I strongly suspect that she made this up. Not just to tease the more gullible members of her family, but to bait Ada. Ada might have been sleeping in a Tudor queen’s bedroom, but Lilla had met one. Once they were living together, the old twinly rivalry took on a new, even more energetic lease on life. At times they’d bicker like mad. Then sit down together for a cup of tea or a stiff drink. Whatever one did, the other had to do, too. Now, however, toward the end of their lives, at least it wasn’t always Ada who went first.

Within the apartment, each twin had her own sitting room. Lilla moved in her dark dragon-covered furniture and bought more, again from the Sheen Road, to fill the room. Walking into her apartment was like stepping into China. Ada copied her. She bought identical furniture and created her own Chinese chamber across the hallway. And although by then she could cook only curries, Ada copied Lilla in eating with chopsticks only—even making her daughter and grandchildren eat turkey with them on Christmas Day.

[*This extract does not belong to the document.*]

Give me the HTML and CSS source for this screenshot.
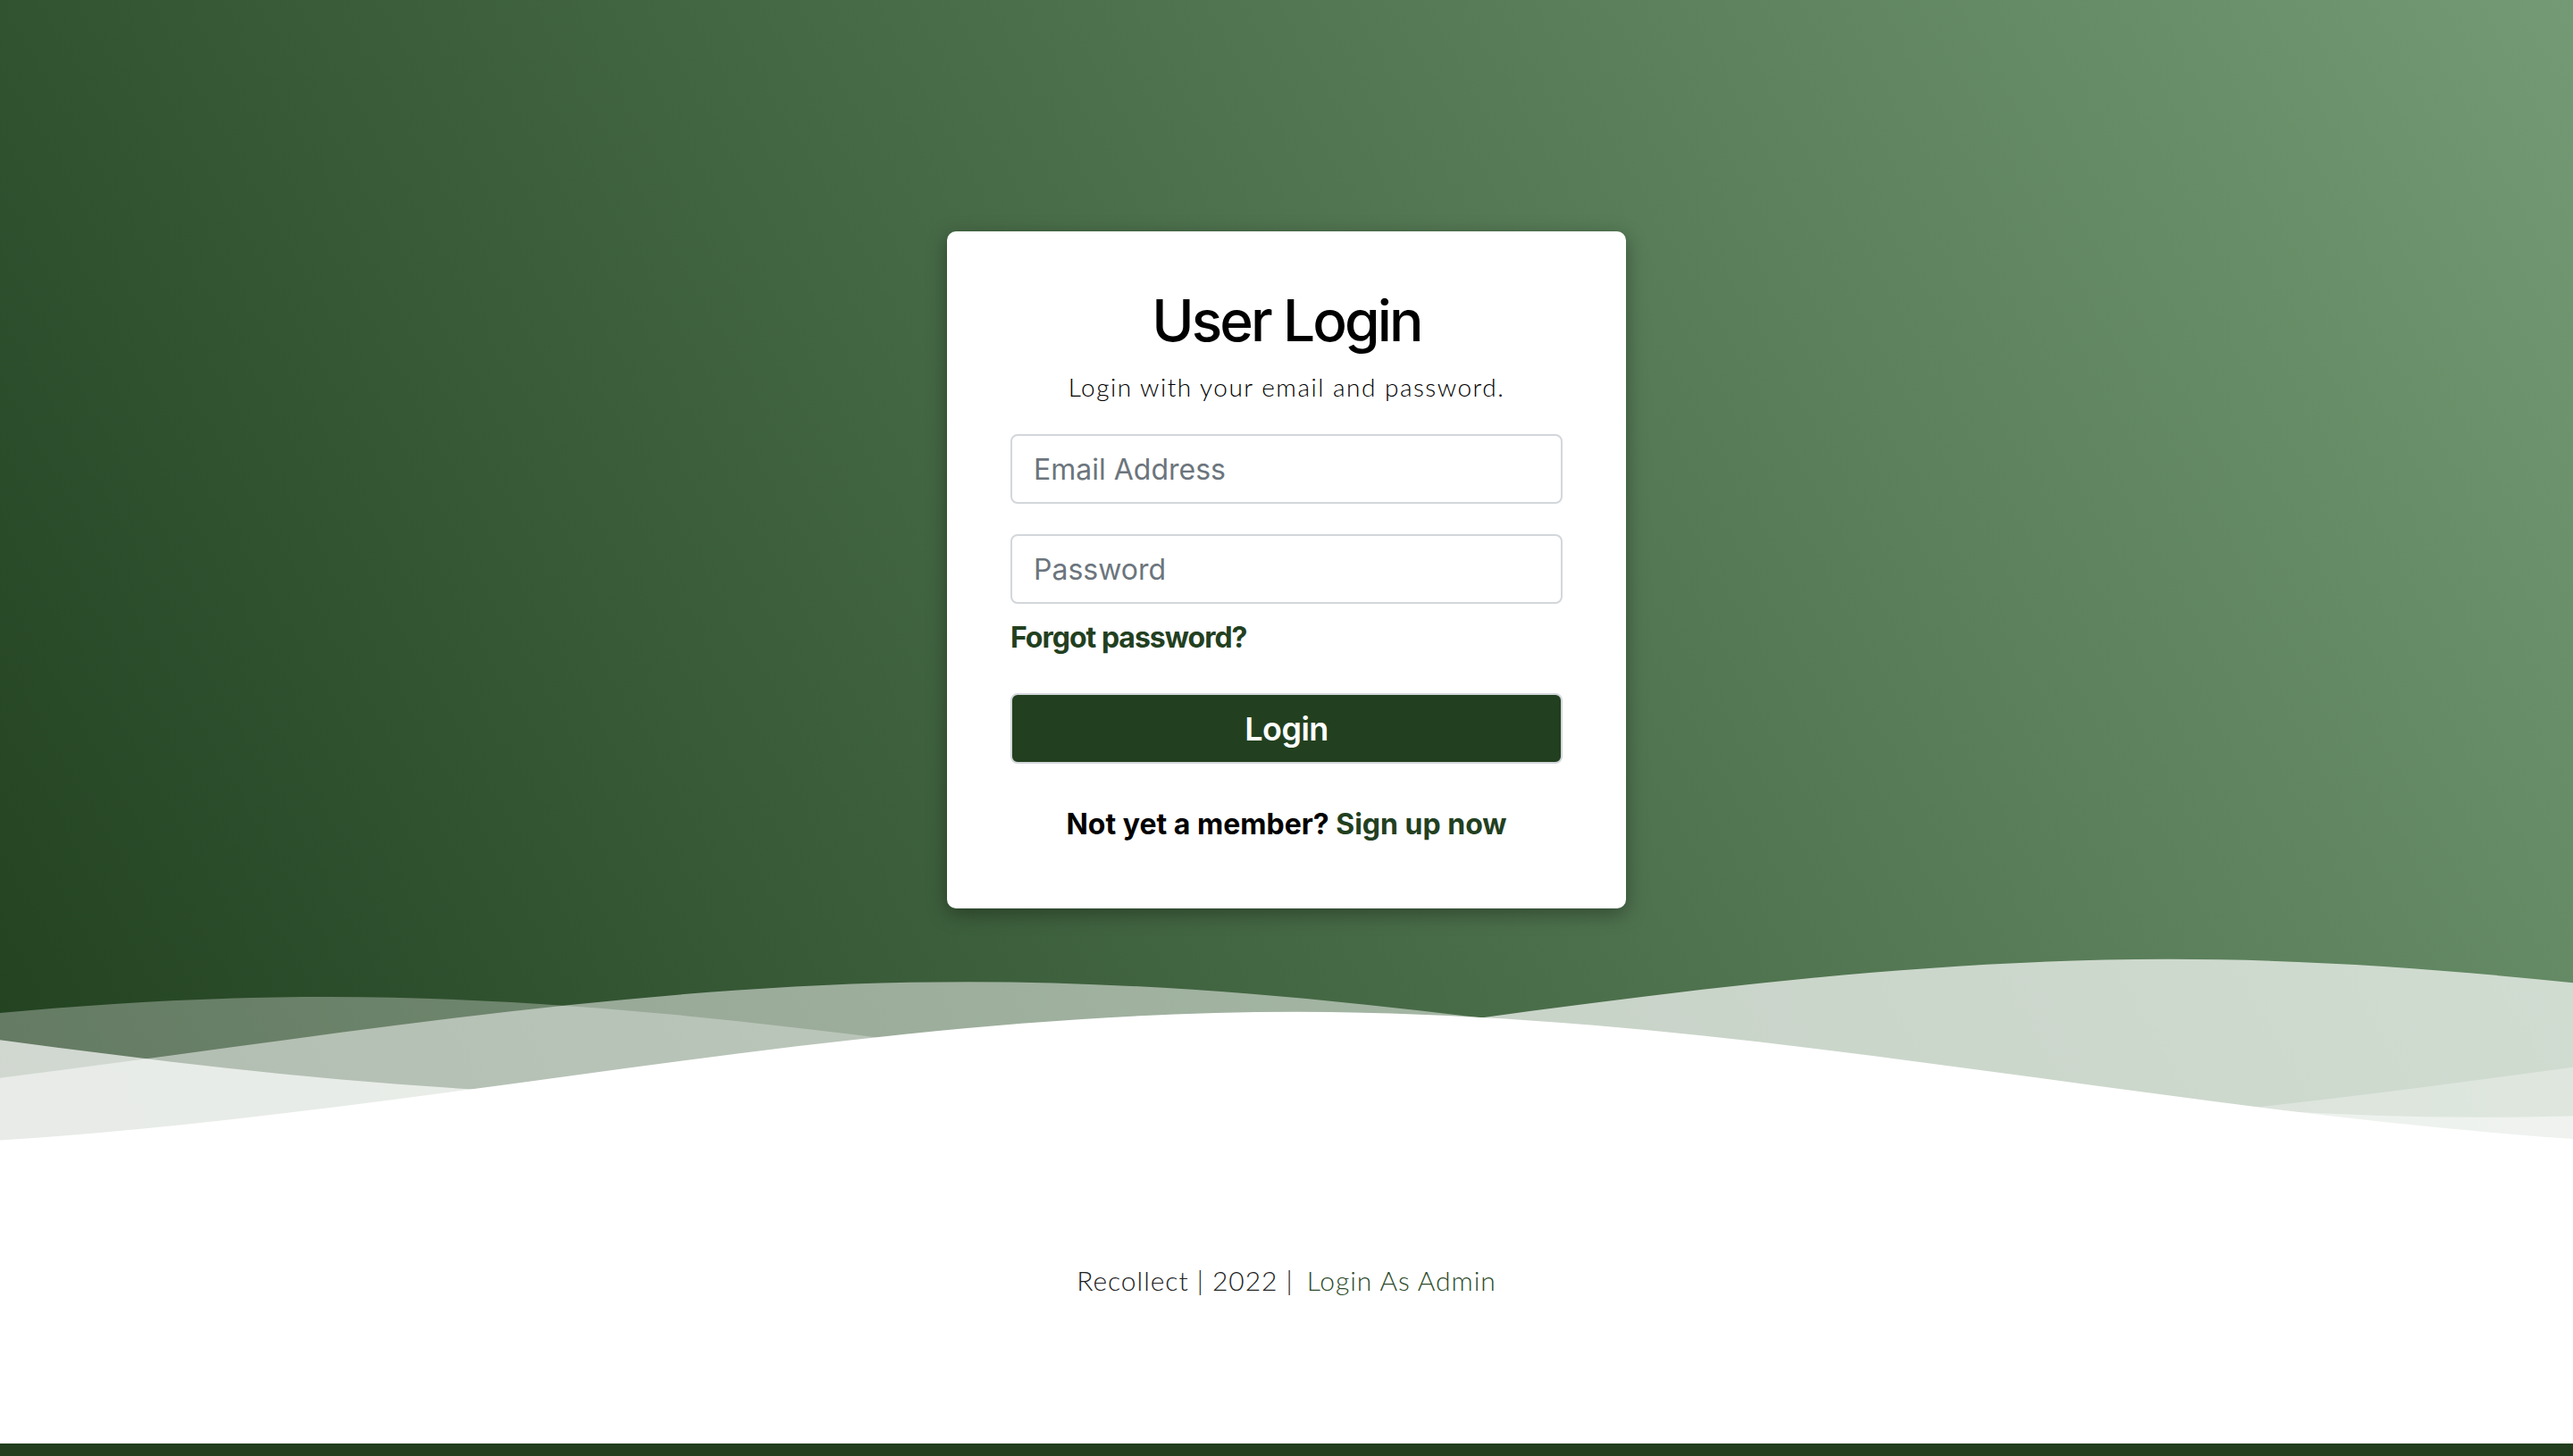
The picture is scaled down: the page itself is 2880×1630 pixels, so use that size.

It was here, in the kitchen, that Lilla could have really outstripped Ada if she’d shown her the recipe book. But for some reason, she didn’t. She cooked Chinese, Indian, English, French, and Italian food, winding Ada up from day to day. But she never showed her twin her cookery book. Maybe she was so successful in chasing her memories of the camp away that she had forgotten about it. But I find this hard to believe. Surely, every time she went through a recipe, went into a kitchen, felt the resistance of fresh food in her hand, she remembered the hunger she had felt and the effort of typing those pages letter by letter in the baking heat and searing cold.